#### [Task description]
Begin with the first line below and retype each line exactly through the line containing "8a7 7 0 1 1". Any pictures are to be left out.

-----

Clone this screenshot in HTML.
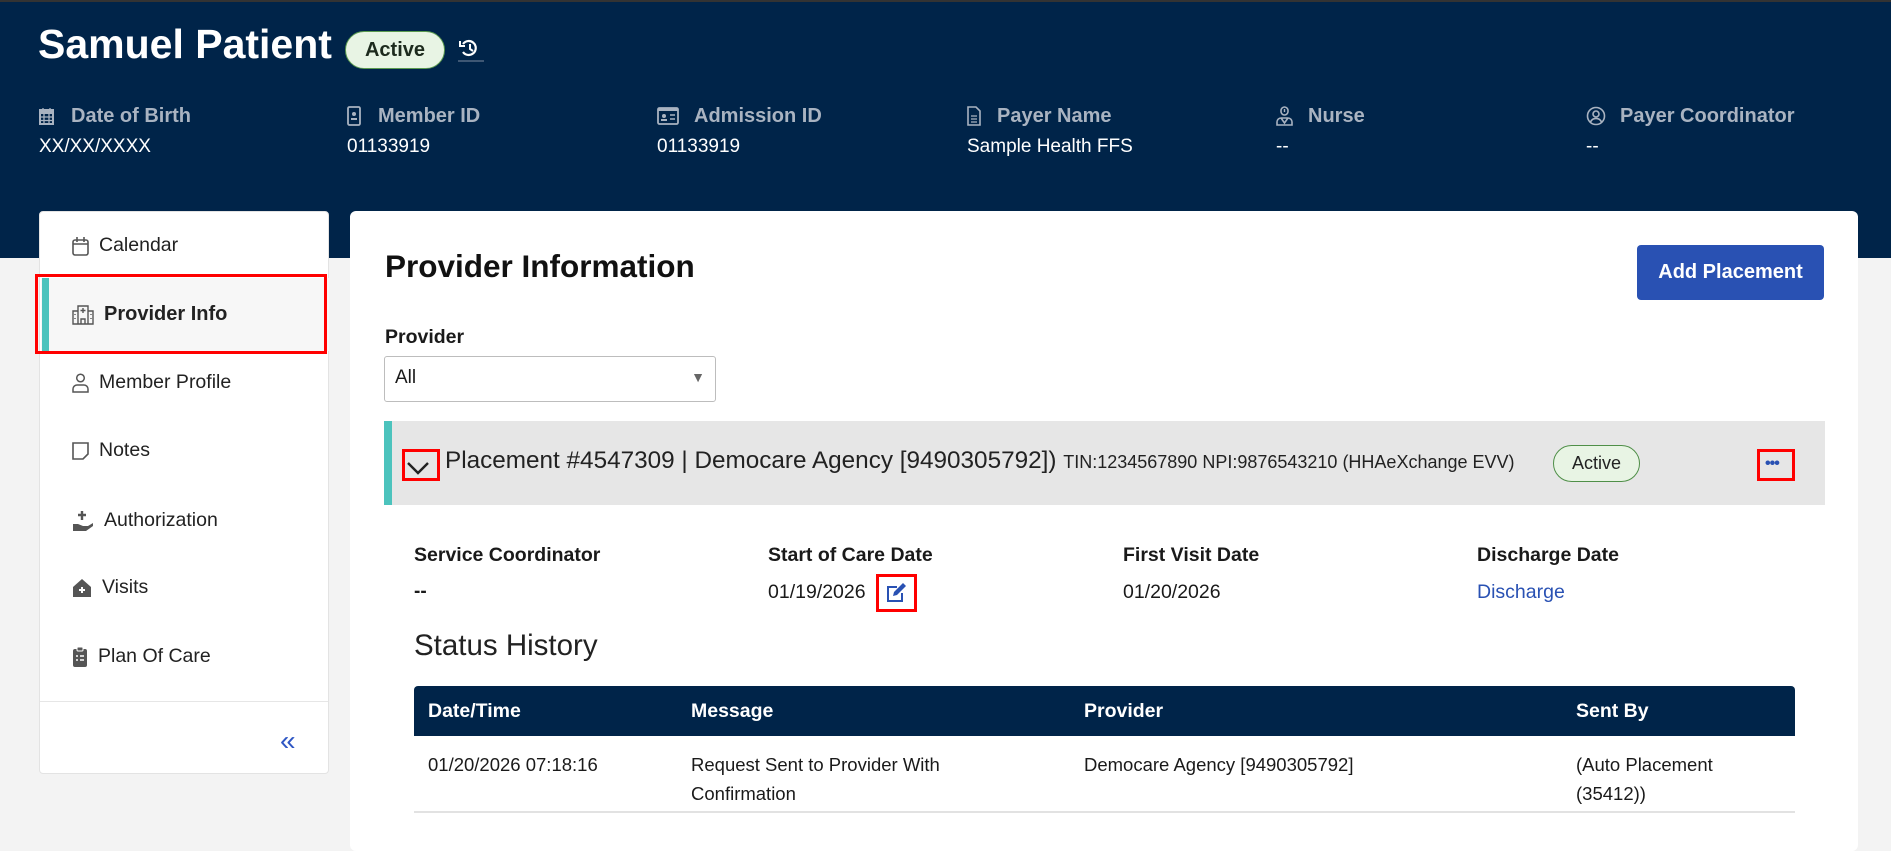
<!DOCTYPE html>
<html><head><meta charset="utf-8">
<style>
*{box-sizing:border-box;margin:0;padding:0}
body{width:1891px;height:826px;overflow:hidden;background:#f3f3f3;font-family:"Liberation Sans",sans-serif;color:#1a1a1a;position:relative}
.hdr{position:absolute;left:0;top:0;width:1891px;height:258px;background:#002449;border-top:2px solid #333}
.abs{position:absolute;white-space:nowrap}
.lbl{color:#a9b3c1;font-weight:bold;font-size:20px}
.val{color:#fff;font-size:19px}
.side{position:absolute;left:39px;top:211px;width:290px;height:563px;background:#fff;border:1px solid #e3e3e3;border-radius:4px}
.item{position:absolute;left:32px;font-size:19.5px;color:#222;display:flex;align-items:center;gap:10px}
.main{position:absolute;left:350px;top:211px;width:1508px;height:640px;background:#fff;border-radius:6px}
.pill{position:absolute;background:#e8f4e4;border:1.5px solid #3f8a3a;border-radius:20px;display:flex;align-items:center;justify-content:center}
.red{position:absolute;border:3px solid #f00}
.dl{font-size:19.5px;font-weight:bold}
</style></head><body>
<div class="hdr"></div>
<div class="abs" style="left:38px;top:21px;font-size:41px;font-weight:bold;color:#fff">Samuel Patient</div>
<div class="pill" style="left:345px;top:31px;width:100px;height:38px;font-size:20px;font-weight:bold;color:#1d2a1d;border-color:#5a9a4f">Active</div>
<svg class="abs" style="left:456px;top:36px" width="28" height="26" viewBox="0 0 28 26"><path d="M7 8a7 7 0 1 1 0 8" fill="none" stroke="#fff" stroke-width="2.2"/><path d="M4 5v5h5" fill="none" stroke="#fff" stroke-width="2"/><path d="M14 8v5l3 2" fill="none" stroke="#fff" stroke-width="2"/><line x1="2" y1="25" x2="28" y2="25" stroke="#7b8aa0" stroke-width="1"/></svg>

<svg class="abs" style="left:39px;top:107px" width="15" height="18" viewBox="0 0 15 18"><rect x="1" y="3" width="13" height="14" fill="none" stroke="#a9b3c1" stroke-width="2"/><rect x="1" y="3" width="13" height="4" fill="#a9b3c1"/><path d="M4 1v4M11 1v4M1 10h13M1 13.5h13M5 7v10M10 7v10" stroke="#a9b3c1" stroke-width="1.3"/></svg>
<div class="abs lbl" style="left:71px;top:105px">Date of Birth</div>
<div class="abs val" style="left:39px;top:136px">XX/XX/XXXX</div>

<svg class="abs" style="left:347px;top:106px" width="14" height="20" viewBox="0 0 14 20"><rect x="1" y="1" width="12" height="18" rx="1.5" fill="none" stroke="#a9b3c1" stroke-width="1.8"/><circle cx="7" cy="8" r="2" fill="#a9b3c1"/><rect x="4" y="12" width="6" height="2" fill="#a9b3c1"/></svg>
<div class="abs lbl" style="left:378px;top:105px">Member ID</div>
<div class="abs val" style="left:347px;top:136px">01133919</div>

<svg class="abs" style="left:657px;top:107px" width="22" height="18" viewBox="0 0 22 18"><rect x="1" y="1" width="20" height="16" rx="1.5" fill="none" stroke="#a9b3c1" stroke-width="1.8"/><rect x="1" y="1" width="20" height="3" fill="#a9b3c1"/><circle cx="7" cy="9" r="2" fill="#a9b3c1"/><rect x="4" y="12" width="6" height="2" fill="#a9b3c1"/><path d="M13 8h5M13 12h5" stroke="#a9b3c1" stroke-width="1.6"/></svg>
<div class="abs lbl" style="left:694px;top:105px">Admission ID</div>
<div class="abs val" style="left:657px;top:136px">01133919</div>

<svg class="abs" style="left:967px;top:106px" width="14" height="20" viewBox="0 0 14 20"><path d="M1 1h8l4 4v14H1z" fill="none" stroke="#a9b3c1" stroke-width="1.6"/><path d="M4 10h6M4 13h6M4 16h6" stroke="#a9b3c1" stroke-width="1.3"/></svg>
<div class="abs lbl" style="left:997px;top:105px">Payer Name</div>
<div class="abs val" style="left:967px;top:136px">Sample Health FFS</div>

<svg class="abs" style="left:1276px;top:106px" width="17" height="20" viewBox="0 0 17 20"><rect x="5" y="1" width="7" height="8" rx="3.5" fill="none" stroke="#a9b3c1" stroke-width="1.6"/><path d="M8.5 3v3" stroke="#a9b3c1" stroke-width="1.4"/><path d="M1 19v-3a4 4 0 0 1 4-4h7a4 4 0 0 1 4 4v3z M5 12l3.5 5 3.5-5" fill="none" stroke="#a9b3c1" stroke-width="1.6"/></svg>
<div class="abs lbl" style="left:1308px;top:105px">Nurse</div>
<div class="abs val" style="left:1276px;top:136px">--</div>

<svg class="abs" style="left:1586px;top:106px" width="20" height="20" viewBox="0 0 20 20"><circle cx="10" cy="10" r="8.5" fill="none" stroke="#a9b3c1" stroke-width="1.6"/><circle cx="10" cy="8" r="3" fill="none" stroke="#a9b3c1" stroke-width="1.6"/><path d="M4.5 16a6 6 0 0 1 11 0" fill="none" stroke="#a9b3c1" stroke-width="1.6"/></svg>
<div class="abs lbl" style="left:1620px;top:105px">Payer Coordinator</div>
<div class="abs val" style="left:1586px;top:136px">--</div>

<div class="side">
 <div class="item" style="top:22px"><svg width="17" height="20" viewBox="0 0 17 20"><rect x="1" y="4" width="15" height="15" rx="2" fill="none" stroke="#555" stroke-width="1.6"/><path d="M1 8h15M5 1v5M12 1v5" stroke="#555" stroke-width="1.6"/></svg>Calendar</div>
 <div style="position:absolute;left:1px;top:66px;width:288px;height:73px;background:#f7f7f7"></div>
 <div style="position:absolute;left:2px;top:66px;width:7px;height:73px;background:#4cc3bd"></div>
 <div class="item" style="top:91px;font-weight:bold;font-size:20px"><svg width="22" height="20" viewBox="0 0 22 20"><path d="M6 1h10v18H6zM1 6h5v13H1zM16 6h5v13h-5z" fill="none" stroke="#555" stroke-width="1.4"/><path d="M11 3v5M8.5 5.5h5M9 19v-5h4v5" fill="none" stroke="#555" stroke-width="1.4"/><path d="M3 9v1M3 13v1M19 9v1M19 13v1" stroke="#555" stroke-width="1.4"/></svg>Provider Info</div>
 <div class="item" style="top:159px"><svg width="17" height="20" viewBox="0 0 17 20"><circle cx="8.5" cy="5" r="3.8" fill="none" stroke="#555" stroke-width="1.5"/><path d="M1 19v-3a4 4 0 0 1 4-4h7a4 4 0 0 1 4 4v3z" fill="none" stroke="#555" stroke-width="1.5"/></svg>Member Profile</div>
 <div class="item" style="top:227px"><svg width="17" height="18" viewBox="0 0 17 18"><path d="M1 1h15v11l-5 5H1z" fill="none" stroke="#555" stroke-width="1.6"/></svg>Notes</div>
 <div class="item" style="top:297px"><svg width="22" height="22" viewBox="0 0 22 22"><path d="M10 1v9M6 5h8" stroke="#555" stroke-width="2.4"/><path d="M1 14h5l5 2h5l5-3v3l-7 5H1z" fill="#555"/></svg>Authorization</div>
 <div class="item" style="top:364px"><svg width="20" height="20" viewBox="0 0 20 20"><path d="M10 1l9 8v10H1V9z" fill="#555"/><path d="M10 9v6M7 12h6" stroke="#fff" stroke-width="2"/></svg>Visits</div>
 <div class="item" style="top:433px"><svg width="16" height="22" viewBox="0 0 16 22"><rect x="1" y="3" width="14" height="18" rx="2" fill="#555"/><rect x="5" y="1" width="6" height="4" rx="1" fill="#555" stroke="#fff" stroke-width="1"/><path d="M4 10h2M8 10h4M4 14h2M8 14h4" stroke="#fff" stroke-width="1.4"/></svg>Plan Of Care</div>
 <div style="position:absolute;left:0;top:489px;width:288px;height:1px;background:#e6e6e6"></div>
 <div class="abs" style="left:240px;top:513px;font-size:28px;color:#2f57c4">«</div>
</div>
<div class="red" style="left:35px;top:274px;width:292px;height:80px"></div>

<div class="main">
 <div class="abs" style="left:35px;top:37px;font-size:31.5px;font-weight:bold;color:#111">Provider Information</div>
 <div class="abs" style="left:1287px;top:34px;width:187px;height:55px;background:#2951b3;border-radius:4px;color:#fff;font-weight:bold;font-size:20px;display:flex;align-items:center;justify-content:center">Add Placement</div>
 <div class="abs" style="left:35px;top:115px;font-size:19.5px;font-weight:bold">Provider</div>
 <div class="abs" style="left:34px;top:145px;width:332px;height:46px;border:1px solid #bdbdbd;border-radius:3px;font-size:19px;padding:10px 10px">All<span style="position:absolute;right:10px;top:12px;font-size:14px;color:#666">▼</span></div>
 <div class="abs" style="left:34px;top:210px;width:1441px;height:84px;background:#e6e6e6"></div>
 <div class="abs" style="left:34px;top:210px;width:8px;height:84px;background:#4cc3bd"></div>
 <svg class="abs" style="left:56px;top:250px" width="24" height="14" viewBox="0 0 24 14"><path d="M2 2l10 10 10-10" fill="none" stroke="#222" stroke-width="2.4"/></svg>
 <div class="abs" style="left:95px;top:236px;font-size:24.3px;color:#222">Placement #4547309 | Democare Agency [9490305792]) <span style="font-size:18px">TIN:1234567890 NPI:9876543210 (HHAeXchange EVV)</span></div>
 <div class="pill" style="left:1203px;top:234px;width:87px;height:37px;font-size:18px;color:#222;border-color:#4f8f48">Active</div>
 <div class="abs" style="left:1415px;top:244px;font-size:16px;color:#2951b3;font-weight:bold;letter-spacing:-1px">•••</div>
 <div class="abs dl" style="left:64px;top:333px">Service Coordinator</div>
 <div class="abs dl" style="left:418px;top:333px">Start of Care Date</div>
 <div class="abs dl" style="left:773px;top:333px">First Visit Date</div>
 <div class="abs dl" style="left:1127px;top:333px">Discharge Date</div>
 <div class="abs" style="left:64px;top:370px;font-size:19px;font-weight:bold">--</div>
 <div class="abs" style="left:418px;top:370px;font-size:19.5px">01/19/2026</div>
 <svg class="abs" style="left:535px;top:370px" width="24" height="22" viewBox="0 0 24 22"><path d="M2 5h10v2H4v12h12v-7h2v9H2z" fill="#2951b3"/><path d="M8 15l1-4 9-9 3 3-9 9z" fill="#2951b3"/></svg>
 <div class="abs" style="left:773px;top:370px;font-size:19.5px">01/20/2026</div>
 <div class="abs" style="left:1127px;top:370px;font-size:19.5px;color:#2951b3">Discharge</div>
 <div class="abs" style="left:64px;top:418px;font-size:29.5px;color:#222">Status History</div>
 <div class="abs" style="left:64px;top:475px;width:1381px;height:50px;background:#002449;border-radius:4px 4px 0 0"></div>
 <div class="abs" style="left:78px;top:489px;font-size:19.5px;font-weight:bold;color:#fff">Date/Time</div>
 <div class="abs" style="left:341px;top:489px;font-size:19.5px;font-weight:bold;color:#fff">Message</div>
 <div class="abs" style="left:734px;top:489px;font-size:19.5px;font-weight:bold;color:#fff">Provider</div>
 <div class="abs" style="left:1226px;top:489px;font-size:19.5px;font-weight:bold;color:#fff">Sent By</div>
 <div class="abs" style="left:78px;top:539px;font-size:18.5px;line-height:29px">01/20/2026 07:18:16</div>
 <div class="abs" style="left:341px;top:539px;font-size:18.5px;line-height:29px;white-space:normal;width:300px">Request Sent to Provider With Confirmation</div>
 <div class="abs" style="left:734px;top:539px;font-size:18.5px;line-height:29px">Democare Agency [9490305792]</div>
 <div class="abs" style="left:1226px;top:539px;font-size:18.5px;line-height:29px;white-space:normal;width:200px">(Auto Placement (35412))</div>
 <div class="abs" style="left:64px;top:600px;width:1381px;height:2px;background:#e2e2e2"></div>
</div>
<div class="red" style="left:402px;top:449px;width:38px;height:32px"></div>
<div class="red" style="left:876px;top:574px;width:41px;height:38px"></div>
<div class="red" style="left:1757px;top:449px;width:38px;height:32px"></div>
</body></html>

-----

#### [Task solution]
Clone this screenshot in HTML.
<!DOCTYPE html>
<html><head><meta charset="utf-8">
<style>
*{box-sizing:border-box;margin:0;padding:0}
body{width:1891px;height:826px;overflow:hidden;background:#f3f3f3;font-family:"Liberation Sans",sans-serif;color:#1a1a1a;position:relative}
.hdr{position:absolute;left:0;top:0;width:1891px;height:258px;background:#002449;border-top:2px solid #333}
.abs{position:absolute;white-space:nowrap}
.lbl{color:#a9b3c1;font-weight:bold;font-size:20px}
.val{color:#fff;font-size:19px}
.side{position:absolute;left:39px;top:211px;width:290px;height:563px;background:#fff;border:1px solid #e3e3e3;border-radius:4px}
.item{position:absolute;left:32px;font-size:19.5px;color:#222;display:flex;align-items:center;gap:10px}
.main{position:absolute;left:350px;top:211px;width:1508px;height:640px;background:#fff;border-radius:6px}
.pill{position:absolute;background:#e8f4e4;border:1.5px solid #3f8a3a;border-radius:20px;display:flex;align-items:center;justify-content:center}
.red{position:absolute;border:3px solid #f00}
.dl{font-size:19.5px;font-weight:bold}
</style></head><body>
<div class="hdr"></div>
<div class="abs" style="left:38px;top:21px;font-size:41px;font-weight:bold;color:#fff">Samuel Patient</div>
<div class="pill" style="left:345px;top:31px;width:100px;height:38px;font-size:20px;font-weight:bold;color:#1d2a1d;border-color:#5a9a4f">Active</div>
<svg class="abs" style="left:456px;top:36px" width="28" height="26" viewBox="0 0 28 26"><path d="M7 8a7 7 0 1 1 0 8" fill="none" stroke="#fff" stroke-width="2.2"/><path d="M4 5v5h5" fill="none" stroke="#fff" stroke-width="2"/><path d="M14 8v5l3 2" fill="none" stroke="#fff" stroke-width="2"/><line x1="2" y1="25" x2="28" y2="25" stroke="#7b8aa0" stroke-width="1"/></svg>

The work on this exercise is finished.